Spontaneous Backward Chaining in a Blue Jay

Something similar to backward chaining can occur spontaneously with the aid of extinction-induced resurgence. When I was in graduate school, my wife and I fed peanuts to the large squirrels in Ann Arbor, Michigan. Soon a number of squirrels were showing up every day to receive handouts of fresh roasted peanuts. A blue jay took note and started stealing peanuts when we tossed them onto the ground for the squirrels. To prevent this, I had to hand the peanuts directly to the squirrels, which (in effect) put the blue jay on an extinction schedule.

How did a blue jay show impressive learning and memory?

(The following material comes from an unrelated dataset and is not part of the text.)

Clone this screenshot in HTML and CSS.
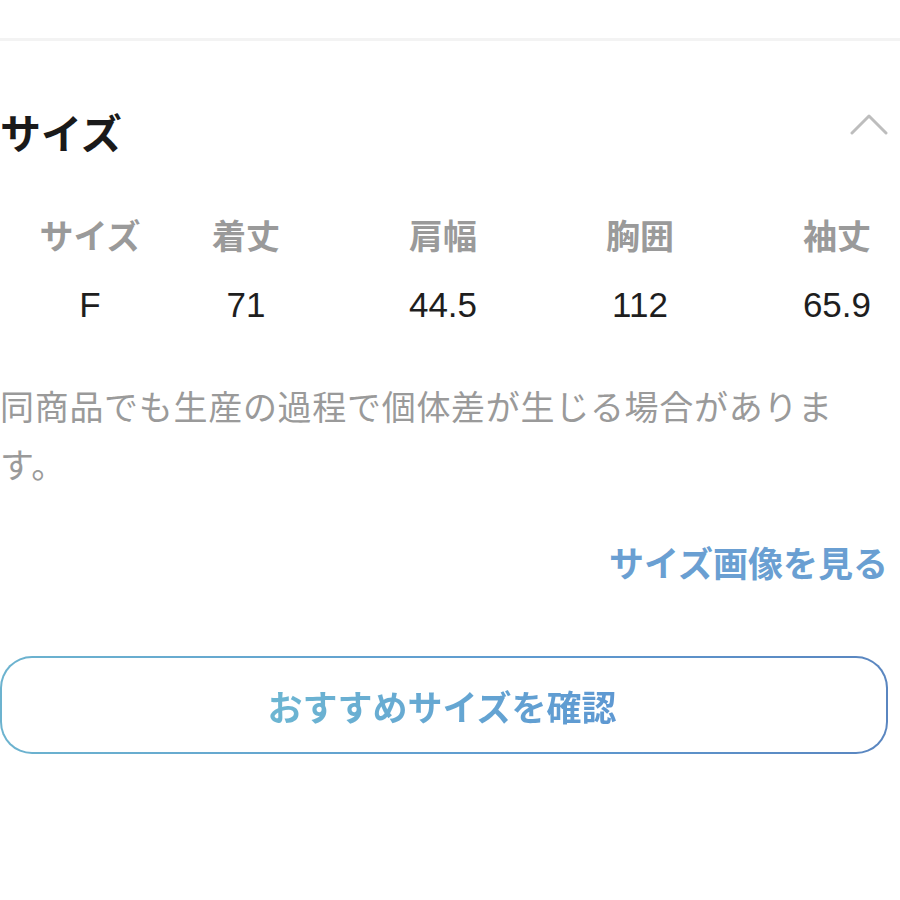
FILE: index.html
```html
<!DOCTYPE html>
<html lang="ja">
<head>
<meta charset="utf-8">
<link rel="stylesheet" href="styles.css">
</head>
<body>
<div class="divider"></div>
<section class="section">
  <div class="head">
    <h2 class="title">サイズ</h2>
    <svg class="chevron" width="38" height="22" viewBox="0 0 38 22"><path d="M2 20 L19 3 L36 20" fill="none" stroke="#bdbdbd" stroke-width="3" stroke-linecap="round" stroke-linejoin="round"/></svg>
  </div>
  <div class="table">
    <div class="th c1">サイズ</div>
    <div class="th c2">着丈</div>
    <div class="th c3">肩幅</div>
    <div class="th c4">胸囲</div>
    <div class="th c5">袖丈</div>
    <div class="td c1">F</div>
    <div class="td c2">71</div>
    <div class="td c3">44.5</div>
    <div class="td c4">112</div>
    <div class="td c5">65.9</div>
  </div>
  <p class="note">同商品でも生産の過程で個体差が生じる場合があります。</p>
  <div class="link-row"><a class="link">サイズ画像を見る</a></div>
  <div class="btn"><span class="btn-text">おすすめサイズを確認</span></div>
</section>
</body>
</html>
```
FILE: styles.css
```css
html, body {
  margin: 0;
  padding: 0;
  background: #ffffff;
  overflow: hidden;
}
body {
  font-family: "Liberation Sans", "Noto Sans CJK JP", sans-serif;
  color: #1a1a1a;
}
.divider {
  margin-top: 38px;
  height: 3px;
  background: #f3f3f3;
}
.section {
  width: 888px;
}
.head {
  display: flex;
  justify-content: space-between;
  align-items: center;
  margin-top: 60px;
  height: 60px;
}
.title {
  margin: 0;
  font-size: 41px;
  font-weight: 700;
  line-height: 60px;
  color: #1a1a1a;
  font-family: "Noto Sans CJK JP", sans-serif;
}
.chevron {
  margin-top: -14px;
}
.table {
  display: grid;
  grid-template-columns: 180px 132px 262px 132px 182px;
  margin-top: 49px;
}
.th, .td {
  text-align: center;
  white-space: nowrap;
}
.th.c5, .td.c5 {
  text-align: right;
  padding-right: 17px;
}
.th {
  font-family: "Noto Sans CJK JP", sans-serif;
  font-size: 34px;
  font-weight: 700;
  color: #9a9a9a;
  line-height: 50px;
}
.td {
  font-size: 35px;
  color: #1e1e1e;
  line-height: 50px;
  margin-top: 20px;
}
.note {
  margin: 47px 0 0 0;
  width: 860px;
  font-family: "Noto Sans CJK JP", sans-serif;
  font-size: 34px;
  letter-spacing: 0.7px;
  line-height: 58px;
  color: #9a9a9a;
}
.link-row {
  display: flex;
  justify-content: flex-end;
  margin-top: 44px;
}
.link {
  font-family: "Noto Sans CJK JP", sans-serif;
  font-size: 35px;
  font-weight: 700;
  line-height: 50px;
  color: #6a9fd2;
}
.btn {
  margin-top: 69px;
  height: 94px;
  border-radius: 32px;
  border: 2px solid transparent;
  background: linear-gradient(#fff, #fff) padding-box, linear-gradient(90deg, #6cb3cf, #5e9ad0 60%, #5a86c0) border-box;
  display: flex;
  align-items: center;
  justify-content: center;
  padding-right: 4px;
}
.btn-text {
  font-family: "Noto Sans CJK JP", sans-serif;
  font-size: 35px;
  font-weight: 700;
  background: linear-gradient(90deg, #6db6d2, #5e98d2);
  -webkit-background-clip: text;
  background-clip: text;
  color: transparent;
}
```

The jay responded with extinction-induced resurgence—a flurry of novel behaviors such as preening and fluffing up. Such a behavior is normally used for staying warm or in courtship displays. When we saw the blue jay fluffed up, we thought it was cute, so we tossed it a peanut. Otherwise we ignored it. Soon the bird was fluffing up every time it saw us.

Next we noticed that, as we walked through our house, the bird was flying from branch to branch outside our windows, fluffing up, trying to elicit peanuts. Apparently it could see us through the windows. It received several peanuts after such displays.

This game continued until the bird left for the winter. To our surprise, the same bird showed up again the following year. This means it carried out a complex chain of behaviors. It found our house, sat on a branch outside the window, spotted a human, fluffed up, and—just like the year before—it got a peanut tossed to it from the front porch.


Left to right: the blue jay appears on a branch, preens, fluffs up, and receives reinforcement

How did the blue jay's learning experiences resemble backward chaining?

The last behavior in the chain (flying down to the ground to get a peanut) actually came first in the bird's learning experiences. The other behaviors (learning to fluff for a peanut, then learning to go to a window to look for a human, then finding its way back to the house) were added, one-by-one, as requirements for getting a peanut. They formed a natural "backward chain."